Again, defining a pipeline is simple, add a decorator and all tasks in the Python function.

You might be wondering why we didn’t pass output_file to preprocess_op That’s because output parameters should not be given explicitly by the author, they will be given at component runtime by the backend.

There are two ways to make tasks follow each other. Implicit dependency is created when one task uses the output from another task as its input. An explicit dependency can be created by calling .after(task_before) on the second task.

We also need to define environment variables like MLFLOW_TRACKING_URI and MLFLOW_S3_ENDPOINT_URL and secrets like AWS_ACCESS_KEY_ID and AWS_SECRET_ACCESS_KEY. Defining env variables is easy, more info on them here.
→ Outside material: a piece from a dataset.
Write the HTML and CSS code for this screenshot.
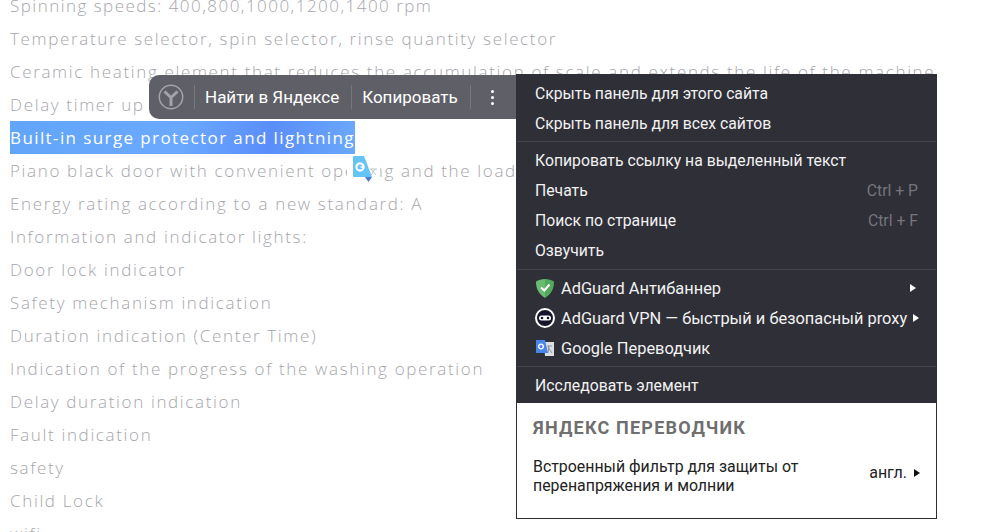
FILE: index.html
```html
<!DOCTYPE html>
<html lang="en">
<head>
<meta charset="utf-8">
<title>Washing machine features</title>
<link rel="stylesheet" href="styles.css">
</head>
<body>
<ul class="features">
<li><span class="tight">Spinning speeds: 400,800,1000,1200,1400 rpm</span></li>
<li>Temperature selector, spin selector, rinse quantity selector</li>
<li>Ceramic heating element that reduces the accumulation of scale and extends the life of the machine</li>
<li>Delay timer up to 24 hours</li>
<li><span class="selected">Built-in surge protector and lightning</span></li>
<li>Piano black door with convenient opening and the loading</li>
<li>Energy rating according to a new standard: A</li>
<li>Information and indicator lights:</li>
<li>Door lock indicator</li>
<li>Safety mechanism indication</li>
<li>Duration indication (Center Time)</li>
<li>Indication of the progress of the washing operation</li>
<li>Delay duration indication</li>
<li>Fault indication</li>
<li>safety</li>
<li>Child Lock</li>
<li>wifi</li>
</ul>

<div class="toolbar">
  <svg class="ya-logo" width="26" height="26" viewBox="0 0 26 26" aria-hidden="true">
    <circle cx="13" cy="13" r="11.7" fill="none" stroke="#a3a3a8" stroke-width="1.5"/>
    <path d="M6.5 7.5 L13 13.5 L19.5 7.5 M13 13.5 V22" fill="none" stroke="#a3a3a8" stroke-width="3"/>
  </svg>
  <span class="tool-sep"></span>
  <span class="tool-btn">Найти в Яндексе</span>
  <span class="tool-sep"></span>
  <span class="tool-btn">Копировать</span>
  <span class="tool-sep"></span>
  <span class="tool-dots"><i></i><i></i><i></i></span>
</div>

<svg class="gt-float" width="33" height="27" viewBox="-6 0 33 27" aria-hidden="true">
  <rect x="-6" y="0" width="33" height="27" fill="#fff"/>
  <path d="M0 1 Q0 0 1 0 H11 L19 21 H1 Q0 21 0 20 Z" fill="#63c4f5"/>
  <circle cx="7" cy="11" r="3.6" fill="none" stroke="#fff" stroke-width="2.2"/>
  <path d="M7.5 11 H11" stroke="#fff" stroke-width="1.5"/>
  <path d="M17 13 H24 M18 19 L22 13 M18 13 L23 19" stroke="#b9c4cc" stroke-width="1" fill="none"/>
  <path d="M12 21 H19 L15.5 26 Z" fill="#4f76d9"/>
</svg>

<div class="menu">
  <div class="menu-group">
    <div class="item">Скрыть панель для этого сайта</div>
    <div class="item">Скрыть панель для всех сайтов</div>
  </div>
  <div class="menu-group group-tall">
    <div class="item">Копировать ссылку на выделенный текст</div>
    <div class="item"><span>Печать</span><span class="shortcut">Ctrl + P</span></div>
    <div class="item"><span>Поиск по странице</span><span class="shortcut">Ctrl + F</span></div>
    <div class="item">Озвучить</div>
  </div>
  <div class="menu-group">
    <div class="item with-icon">
      <svg class="ico" width="20" height="20" viewBox="0 0 20 20" aria-hidden="true">
        <path d="M10 1 C6.5 1 3.5 2 1 3.5 C1 10 3 15.5 10 20 Z" fill="#68bc71"/>
        <path d="M10 1 C13.5 1 16.5 2 19 3.5 C19 10 17 15.5 10 20 Z" fill="#52a85c"/>
        <path d="M6 9.5 L9.3 12.5 L14.5 6.5" fill="none" stroke="#fff" stroke-width="2"/>
      </svg>
      <span class="grow">AdGuard Антибаннер</span><span class="arrow"></span>
    </div>
    <div class="item with-icon">
      <svg class="ico" width="20" height="20" viewBox="0 0 20 20" aria-hidden="true">
        <circle cx="10" cy="10" r="9" fill="#14142a" stroke="#fff" stroke-width="2"/>
        <rect x="4" y="7.5" width="12" height="5" rx="2.5" fill="#fff"/>
        <circle cx="7" cy="10" r="1.3" fill="#14142a"/>
        <circle cx="13" cy="10" r="1.3" fill="#14142a"/>
      </svg>
      <span class="grow">AdGuard VPN — быстрый и безопасный proxy</span><span class="arrow"></span>
    </div>
    <div class="item with-icon">
      <svg class="ico" width="20" height="20" viewBox="0 0 20 20" aria-hidden="true">
        <path d="M9 4 H19 V18 H10 Z" fill="#dcdfe2"/>
        <path d="M12 8 H17 M14 8 L13 15 M13 9 L17 15" stroke="#8c9499" stroke-width="1" fill="none"/>
        <path d="M1 2 H10 L13 15 H1 Z" fill="#4a86e8"/>
        <circle cx="6" cy="8.5" r="2.3" fill="none" stroke="#fff" stroke-width="1.3"/>
      </svg>
      <span class="grow">Google Переводчик</span>
    </div>
  </div>
  <div class="menu-group group-last">
    <div class="item">Исследовать элемент</div>
  </div>
  <div class="translator">
    <div class="tr-title">ЯНДЕКС ПЕРЕВОДЧИК</div>
    <div class="tr-body">
      <div class="tr-text">Встроенный фильтр для защиты от перенапряжения и молнии</div>
      <div class="tr-lang">англ.<span class="arrow arrow-dark"></span></div>
    </div>
  </div>
</div>
</body>
</html>
```

FILE: styles.css
```css
html, body {
  margin: 0;
  padding: 0;
  height: 532px;
  overflow: hidden;
  background: #fff;
}

.features {
  list-style: none;
  margin: -11px 0 0;
  padding: 0 0 0 10px;
  font-family: "Open Sans", sans-serif;
  font-size: 17px;
  font-weight: 300;
  line-height: 33px;
  letter-spacing: 1.65px;
  color: #a6a6ac;
  white-space: nowrap;
}

.tight { letter-spacing: 1.47px; }

.selected {
  display: inline-block;
  height: 33px;
  font-weight: 400;
  letter-spacing: 1.4px;
  color: #fff;
  background: linear-gradient(100deg, #62a5f8 0%, #6aa9ff 50%, #5a8dfa 75%, #6aa9fb 100%);
}

.toolbar {
  position: absolute;
  left: 149px;
  top: 75px;
  width: 367px;
  height: 44px;
  box-sizing: border-box;
  display: flex;
  align-items: center;
  padding-left: 9px;
  background: #5f5f67;
  border-radius: 10px 0 0 10px;
  font-family: Roboto, sans-serif;
  font-size: 17px;
  color: #fff;
}

.ya-logo { flex: none; }

.tool-sep {
  width: 1px;
  height: 24px;
  background: #77777e;
  margin-left: 10px;
}

.tool-btn {
  margin-left: 10px;
  padding-right: 2px;
  white-space: nowrap;
}

.tool-dots {
  display: flex;
  flex-direction: column;
  gap: 3px;
  margin-left: 20px;
}

.tool-dots i {
  display: block;
  width: 3px;
  height: 3px;
  background: #fff;
  border-radius: 50%;
}

.gt-float {
  position: absolute;
  left: 347px;
  top: 156px;
}

.menu {
  position: absolute;
  left: 516px;
  top: 74px;
  width: 421px;
  height: 445px;
  box-sizing: border-box;
  display: flex;
  flex-direction: column;
  border: 1px solid #2f2f38;
  background: #2f2f38;
  font-family: Roboto, sans-serif;
  font-size: 15.75px;
  color: #f2f2f2;
}

.menu-group {
  padding: 3px 0;
  border-bottom: 1px solid #45454e;
}

.group-tall { padding-bottom: 4px; }
.group-last { border-bottom: none; }

.item {
  height: 30px;
  display: flex;
  align-items: center;
  justify-content: space-between;
  padding: 0 18px;
  white-space: nowrap;
}

.with-icon { justify-content: flex-start; gap: 6px; font-size: 16.4px; }
.grow { flex: 1; }
.ico { flex: none; }

.shortcut { color: #75757c; }

.arrow {
  flex: none;
  width: 0;
  height: 0;
  border-left: 6px solid #fff;
  border-top: 4.5px solid transparent;
  border-bottom: 4.5px solid transparent;
  margin-right: 2px;
}

.arrow-dark { border-left-color: #111; margin: 0 0 0 7px; }

.translator {
  flex: 1;
  background: #fff;
  color: #222;
  padding: 0 16px;
}

.tr-title {
  padding-top: 14px;
  font-weight: 700;
  font-size: 18px;
  letter-spacing: 1.2px;
  color: #6f6f6f;
}

.tr-body {
  display: flex;
  align-items: flex-start;
  justify-content: space-between;
  margin-top: 19px;
}

.tr-text {
  width: 300px;
  font-size: 15.9px;
  line-height: 19px;
}

.tr-lang {
  display: flex;
  align-items: center;
  margin-top: 6px;
  font-size: 16px;
}
```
For secrets, check out Kubernetes docs and Kubeflow docs for your desired platform.

Environment variables are saved in plain text in pipeline.yaml so for sensitive information use k8s secrets!

Endgame

Once we have written our code, we need to compile the pipeline to YAML. You can either compile it and upload it to the Kubeflow UI, or you can run it using the Kubeflow Pipelines SDK client. The first option is easier, so we’re going to do that one.

Run the following code to compile and save your pipeline in YAML format.

kfp.compiler.Compiler().compile(pipeline_func=income_pipeline, package_path="income.yaml")

Upload income.yaml and run it in the UI.

In this case, we deployed Kubeflow with MinIO instance, so we don’t have to define pipeline root, in case you’re using external AWS S3 or GCS check out documentation.

After the run is completed, you can check out your trained model in MLflow UI.

MLOps in MLFlow - UI

Congratulations, you just trained a model using Kubeflow and MLflow. The next step would be serving that model using MLflow or some other serving service.